Mas quem pensa que “Lucky” funciona só como um pretexto para o exibicionismo de um ator experiente de 90 anos no final de sua vida, comete ao meu ver um crasso equívoco. O tema do fim da vida assume a primazia no decorrer do filme. Aí fica impossível não relacioná-la com o próprio processo de vida do homem Harry Dean Stanton, em especial porque ele viria a falecer pouco tempo depois, ficando assim “Lucky” como um de seus trabalhos derradeiros (ainda existe um outro filme dele em pós-produção). E como cai como uma luva a Stanton a constatação de que seu personagem está no fim de sua vida. O inconformismo de Lucky em relação à morte é apaixonante, tocante e engraçado. A finitude não é fácil mesmo de se admitir, mesmo sendo ela a única certeza que nós humanos carregamos enquanto ainda estamos por aqui. E Stanton consegue explodir com toda a potência e verdade essa indignação do homem perante essa certeza.
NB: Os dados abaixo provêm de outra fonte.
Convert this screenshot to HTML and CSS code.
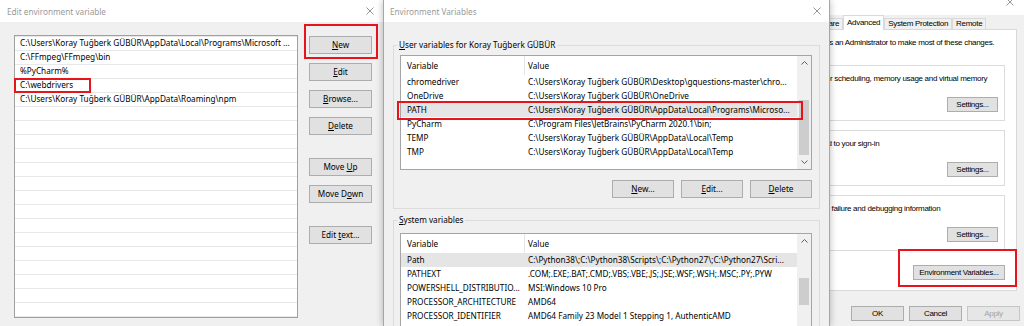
FILE: index.html
```html
<!DOCTYPE html>
<html lang="en">
<head>
    <meta charset="UTF-8">
    <meta name="viewport" content="width=device-width, initial-scale=1.0">
    <title>Environment Variables</title>
    <link rel="stylesheet" href="styles.css">
</head>
<body>
    <div class="desktop">
        <!-- Edit environment variable -->
        <section class="window edit-window">
            <div class="titlebar">
                <span class="title">Edit environment variable</span>
                <svg class="close" viewBox="0 0 8 8"><path d="M0.5 0.5L7.5 7.5M7.5 0.5L0.5 7.5"/></svg>
            </div>
            <div class="edit-body">
                <div class="path-list">
                    <div class="path-row">C:\Users\Koray Tuğberk GÜBÜR\AppData\Local\Programs\Microsoft ...</div>
                    <div class="path-row">C:\FFmpeg\FFmpeg\bin</div>
                    <div class="path-row">%PyCharm%</div>
                    <div class="path-row">C:\webdrivers</div>
                    <div class="path-row">C:\Users\Koray Tuğberk GÜBÜR\AppData\Roaming\npm</div>
                    <div class="callout callout-webdrivers"></div>
                </div>
                <div class="edit-actions">
                    <button class="btn"><u>N</u>ew</button>
                    <button class="btn"><u>E</u>dit</button>
                    <button class="btn"><u>B</u>rowse...</button>
                    <button class="btn"><u>D</u>elete</button>
                    <button class="btn spaced">Move <u>U</u>p</button>
                    <button class="btn">Move D<u>o</u>wn</button>
                    <button class="btn spaced">Edit <u>t</u>ext...</button>
                    <div class="callout callout-new"></div>
                </div>
            </div>
        </section>

        <!-- Environment Variables -->
        <section class="window env-window">
            <div class="titlebar">
                <span class="title">Environment Variables</span>
                <svg class="close" viewBox="0 0 8 8"><path d="M0.5 0.5L7.5 7.5M7.5 0.5L0.5 7.5"/></svg>
            </div>
            <div class="env-body">
                <fieldset class="group user-group">
                    <legend><u>U</u>ser variables for Koray Tuğberk GÜBÜR</legend>
                    <div class="listview">
                        <div class="lv-main">
                            <div class="lv-head"><span class="c1">Variable</span><span class="c2">Value</span></div>
                            <div class="lv-row"><span class="c1">chromedriver</span><span class="c2">C:\Users\Koray Tuğberk GÜBÜR\Desktop\gquestions-master\chro...</span></div>
                            <div class="lv-row"><span class="c1">OneDrive</span><span class="c2">C:\Users\Koray Tuğberk GÜBÜR\OneDrive</span></div>
                            <div class="lv-row selected"><span class="c1">PATH</span><span class="c2">C:\Users\Koray Tuğberk GÜBÜR\AppData\Local\Programs\Microso...</span></div>
                            <div class="lv-row"><span class="c1">PyCharm</span><span class="c2">C:\Program Files\JetBrains\PyCharm 2020.1\bin;</span></div>
                            <div class="lv-row"><span class="c1">TEMP</span><span class="c2">C:\Users\Koray Tuğberk GÜBÜR\AppData\Local\Temp</span></div>
                            <div class="lv-row"><span class="c1">TMP</span><span class="c2">C:\Users\Koray Tuğberk GÜBÜR\AppData\Local\Temp</span></div>
                        </div>
                        <div class="scrollbar">
                            <div class="sb-arrow"><svg viewBox="0 0 7 4"><polyline points="0.5,3.5 3.5,0.5 6.5,3.5"/></svg></div>
                            <div class="sb-track"><div class="sb-thumb user-thumb"></div></div>
                            <div class="sb-arrow"><svg viewBox="0 0 7 4"><polyline points="0.5,0.5 3.5,3.5 6.5,0.5"/></svg></div>
                        </div>
                        <div class="callout callout-path"></div>
                    </div>
                    <div class="group-actions">
                        <button class="btn"><u>N</u>ew...</button>
                        <button class="btn"><u>E</u>dit...</button>
                        <button class="btn"><u>D</u>elete</button>
                    </div>
                </fieldset>

                <fieldset class="group system-group">
                    <legend><u>S</u>ystem variables</legend>
                    <div class="listview">
                        <div class="lv-main">
                            <div class="lv-head"><span class="c1">Variable</span><span class="c2">Value</span></div>
                            <div class="lv-row selected"><span class="c1">Path</span><span class="c2">C:\Python38\;C:\Python38\Scripts\;C:\Python27\;C:\Python27\Scri...</span></div>
                            <div class="lv-row"><span class="c1">PATHEXT</span><span class="c2">.COM;.EXE;.BAT;.CMD;.VBS;.VBE;.JS;.JSE;.WSF;.WSH;.MSC;.PY;.PYW</span></div>
                            <div class="lv-row"><span class="c1">POWERSHELL_DISTRIBUTIO...</span><span class="c2">MSI:Windows 10 Pro</span></div>
                            <div class="lv-row"><span class="c1">PROCESSOR_ARCHITECTURE</span><span class="c2">AMD64</span></div>
                            <div class="lv-row"><span class="c1">PROCESSOR_IDENTIFIER</span><span class="c2">AMD64 Family 23 Model 1 Stepping 1, AuthenticAMD</span></div>
                            <div class="lv-row"><span class="c1">PROCESSOR_LEVEL</span><span class="c2">23</span></div>
                        </div>
                        <div class="scrollbar">
                            <div class="sb-arrow"><svg viewBox="0 0 7 4"><polyline points="0.5,3.5 3.5,0.5 6.5,3.5"/></svg></div>
                            <div class="sb-track"><div class="sb-thumb system-thumb"></div></div>
                            <div class="sb-arrow"><svg viewBox="0 0 7 4"><polyline points="0.5,0.5 3.5,3.5 6.5,0.5"/></svg></div>
                        </div>
                    </div>
                </fieldset>
            </div>
        </section>

        <!-- System Properties (partly hidden) -->
        <section class="window sys-window">
            <div class="sys-frame">
                <div class="sys-titlebar">
                    <svg class="close" viewBox="0 0 8 8"><path d="M0.5 0.5L7.5 7.5M7.5 0.5L0.5 7.5"/></svg>
                </div>
                <div class="tabs">
                    <span class="tab">Computer Name</span>
                    <span class="tab">Hardware</span>
                    <span class="tab active">Advanced</span>
                    <span class="tab">System Protection</span>
                    <span class="tab">Remote</span>
                </div>
                <div class="tab-panel">
                    <p class="note">You must be logged on as an Administrator to make most of these changes.</p>
                    <fieldset class="sys-group">
                        <legend>Performance</legend>
                        <p>Visual effects, processor scheduling, memory usage and virtual memory</p>
                        <button class="btn">Settings...</button>
                    </fieldset>
                    <fieldset class="sys-group">
                        <legend>User Profiles</legend>
                        <p>Desktop settings related to your sign-in</p>
                        <button class="btn">Settings...</button>
                    </fieldset>
                    <fieldset class="sys-group">
                        <legend>Startup and Recovery</legend>
                        <p>System startup, system failure and debugging information</p>
                        <button class="btn">Settings...</button>
                    </fieldset>
                    <div class="env-vars-row">
                        <button class="btn">Environment Variables...</button>
                        <div class="callout callout-envvars"></div>
                    </div>
                </div>
                <div class="dialog-actions">
                    <button class="btn">OK</button>
                    <button class="btn">Cancel</button>
                    <button class="btn" disabled>Apply</button>
                </div>
            </div>
        </section>
    </div>
</body>
</html>
```

FILE: styles.css
```css
* {
    margin: 0;
    padding: 0;
    box-sizing: border-box;
}

body {
    width: 1024px;
    height: 326px;
    overflow: hidden;
    background: #f0f0f0;
    font-family: 'Segoe UI', 'Noto Sans', sans-serif;
    font-size: 8.2px;
    color: #000;
}

.desktop {
    display: flex;
    height: 326px;
}

.window {
    flex-shrink: 0;
    height: 326px;
    background: #f0f0f0;
}

.titlebar {
    height: 22px;
    display: flex;
    align-items: center;
    justify-content: space-between;
    background: #fff;
    color: #999;
    white-space: nowrap;
}

.close {
    width: 8px;
    height: 8px;
    fill: none;
    stroke: #8a8a8a;
    stroke-width: 0.9;
}

.btn {
    display: block;
    height: 18px;
    padding: 0;
    background: #e1e1e1;
    border: 1px solid #adadad;
    font: inherit;
    letter-spacing: inherit;
    line-height: 16px;
    color: #000;
    text-align: center;
    white-space: nowrap;
}

.btn:disabled {
    background: #e6e6e6;
    border-color: #c6c6c6;
    color: #a3a3a3;
}

u {
    text-underline-offset: 1px;
}

.callout {
    position: absolute;
    border: 2px solid #e8141c;
    pointer-events: none;
}

/* Edit environment variable */
.edit-window {
    width: 383px;
}

.edit-window .titlebar {
    padding: 0 9px 0 7px;
}

.edit-body {
    display: flex;
    gap: 11px;
    padding: 13px 0 0 14px;
}

.path-list {
    position: relative;
    width: 284px;
    height: 283px;
    border: 1px solid #a0a0a0;
    background: repeating-linear-gradient(to bottom, #e8e8e8 0, #e8e8e8 1px, #fff 1px, #fff 14px);
}

.path-row {
    height: 14px;
    line-height: 14px;
    padding-left: 5px;
    white-space: nowrap;
    overflow: hidden;
}

.edit-actions {
    position: relative;
    width: 63px;
    padding-top: 1px;
    display: flex;
    flex-direction: column;
    gap: 9px;
}

.edit-actions .spaced {
    margin-top: 14px;
}

.callout-webdrivers {
    left: -1px;
    top: 42px;
    width: 77px;
    height: 15px;
}

.callout-new {
    left: -5px;
    top: -11px;
    width: 74px;
    height: 35px;
}

/* Environment Variables */
.env-window {
    position: relative;
    z-index: 1;
    width: 447px;
    border-left: 1px solid #a6a6a6;
    border-right: 1px solid #a6a6a6;
    box-shadow: 0 0 7px rgba(0, 0, 0, 0.28);
}

.env-window .titlebar {
    padding: 0 8px 0 6px;
}

.env-body {
    padding: 16px 9px 0;
}

.group {
    min-width: 0;
    border: 1px solid #dcdcdc;
    padding: 3px 7px 10px 6px;
}

.group legend {
    margin-left: -3px;
    padding: 0 2px;
    line-height: 14px;
}

.system-group {
    margin-top: 4px;
    padding-top: 6px;
}

.listview {
    position: relative;
    display: flex;
    height: 115px;
    background: #fff;
    border: 1px solid #a5a5a5;
}

.lv-main {
    flex: 1;
    min-width: 0;
    overflow: hidden;
}

.lv-head,
.lv-row {
    display: flex;
    white-space: nowrap;
}

.lv-head {
    height: 19px;
    line-height: 19px;
}

.lv-row {
    height: 14px;
    line-height: 14px;
}

.lv-row.selected {
    background: #e5e5e5;
}

.c1 {
    flex-shrink: 0;
    width: 124px;
    padding-left: 6px;
    overflow: hidden;
}

.lv-head .c1 {
    border-right: 1px solid #e5e5e5;
}

.c2 {
    flex: 1;
    min-width: 0;
    padding-left: 3px;
    overflow: hidden;
}

.scrollbar {
    width: 14px;
    flex-shrink: 0;
    display: flex;
    flex-direction: column;
    background: #f0f0f0;
}

.sb-arrow {
    height: 14px;
    display: flex;
    align-items: center;
    justify-content: center;
}

.sb-arrow svg {
    width: 7px;
    height: 4px;
    fill: none;
    stroke: #606060;
    stroke-width: 1;
}

.sb-track {
    flex: 1;
}

.sb-thumb {
    margin: 0 2px;
    background: #cdcdcd;
}

.user-thumb {
    margin-top: 30px;
    height: 55px;
}

.system-thumb {
    margin-top: 30px;
    height: 27px;
}

.callout-path {
    left: -4px;
    top: 45px;
    width: 406px;
    height: 19px;
}

.group-actions {
    display: flex;
    justify-content: flex-end;
    gap: 7px;
    margin-top: 10px;
}

.group-actions .btn {
    width: 62px;
}

/* System Properties */
.sys-window {
    flex: 1;
    min-width: 0;
    overflow: hidden;
    display: flex;
    justify-content: flex-end;
}

.sys-frame {
    flex-shrink: 0;
    width: 291px;
    font-family: 'Liberation Sans', Arial, sans-serif;
    font-size: 8px;
    letter-spacing: -0.3px;
}

.sys-titlebar {
    height: 15px;
    display: flex;
    justify-content: flex-end;
    padding-right: 10px;
    background: #fff;
}

.sys-titlebar .close {
    margin-top: -2px;
}

.tabs {
    display: flex;
    align-items: flex-end;
    height: 14px;
    margin: 0 7px;
}

.tab {
    height: 11px;
    line-height: 10px;
    padding: 0 3px;
    background: #f0f0f0;
    border: 1px solid #d9d9d9;
    border-bottom: none;
    white-space: nowrap;
}

.tab.active {
    position: relative;
    z-index: 1;
    height: 15px;
    margin-bottom: -1px;
    line-height: 13px;
    background: #fff;
}

.tab-panel {
    height: 262px;
    margin: 0 7px;
    padding: 8px 11px 0 0;
    background: #fff;
    border: 1px solid #d9d9d9;
}

.note {
    margin-left: 7px;
    line-height: 10px;
    white-space: nowrap;
}

.sys-group {
    min-width: 0;
    margin: 12px 0 0 5px;
    padding: 4px 6px 8px;
    border: 1px solid #dcdcdc;
}

.sys-group + .sys-group {
    margin-top: 4px;
}

.sys-group legend {
    padding: 0 2px;
    line-height: 10px;
}

.sys-group p {
    line-height: 10px;
    white-space: nowrap;
}

.sys-group .btn,
.env-vars-row .btn,
.dialog-actions .btn {
    height: 15px;
    line-height: 13px;
}

.sys-group .btn {
    width: 51px;
    margin: 13px 0 0 auto;
}

.env-vars-row {
    position: relative;
    display: flex;
    justify-content: flex-end;
    margin-top: 14px;
}

.env-vars-row .btn {
    width: 92px;
}

.callout-envvars {
    right: -12px;
    top: -16px;
    width: 119px;
    height: 38px;
}

.dialog-actions {
    display: flex;
    justify-content: flex-end;
    gap: 5px;
    margin: 15px 4px 0 0;
}

.dialog-actions .btn {
    width: 53px;
}
```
Claro que a participação de David Lynch como Howard também merece menção. Para quem curtiu suas aparições na nova temporada de “Twin Peaks” já não causa tanto espanto, mas certamente é sempre muito bom tê-lo também à frente das câmeras. E seu personagem Howard traz para a trama elementos simbólicos interessantes sobre o tema da finitude da vida, ao procurar um advogado para fazer um inventário em favor de seu cágado, que provavelmente ainda estará vivo após a sua morte. Não à toa o cágado abre e fecha o filme, com o seu passo lento, como um porta-voz do tempo, que mesmo arrastado avança com sua inexorabilidade.

A paisagem é um outro destaque de “Lucky”, portanto, é impossível não ligar “Lucky” a “Paris, Texas” (Win Wenders), o maior sucesso de Stanton como ator. Em especial pelo ambiente, que é uma visível inspiração, assim como o próprio chapéu usado por Stanton... é inevitável não lembrar. Mas como um todo, a relação do personagem com a pequena cidade é muito bem trabalhada pelo diretor. A interação com esse espaço e seus personagens, a cafeteria, a loja de conveniência e o bar estão ali para nos lembrar da importância deles para a vida. Pessoas e lugares são os que permitem nossa permanência no mundo, garantem os laços que fazem a vida fluir. Desses laços nasce uma das cenas mais comoventes do filme, a que Lucky canta uma música mexicana tradicional. É de arrepiar. 

Harry Dean Stanton merecia fechar sua bela e inusitada carreira com uma homenagem desse porte. E John Carrol Lynch logo em seu primeiro filme como diretor realizou a proeza de conferir mais um grau de dignidade para a carreira desse ator tão especial que foi Harry Dean Stanton. A sorte expressa no nome de seu personagem, na verdade, fica para quem assistir esse maravilhoso e encantador “Lucky”.

Visto no Estação Net 2, no dia 09 de dezembro de 2017.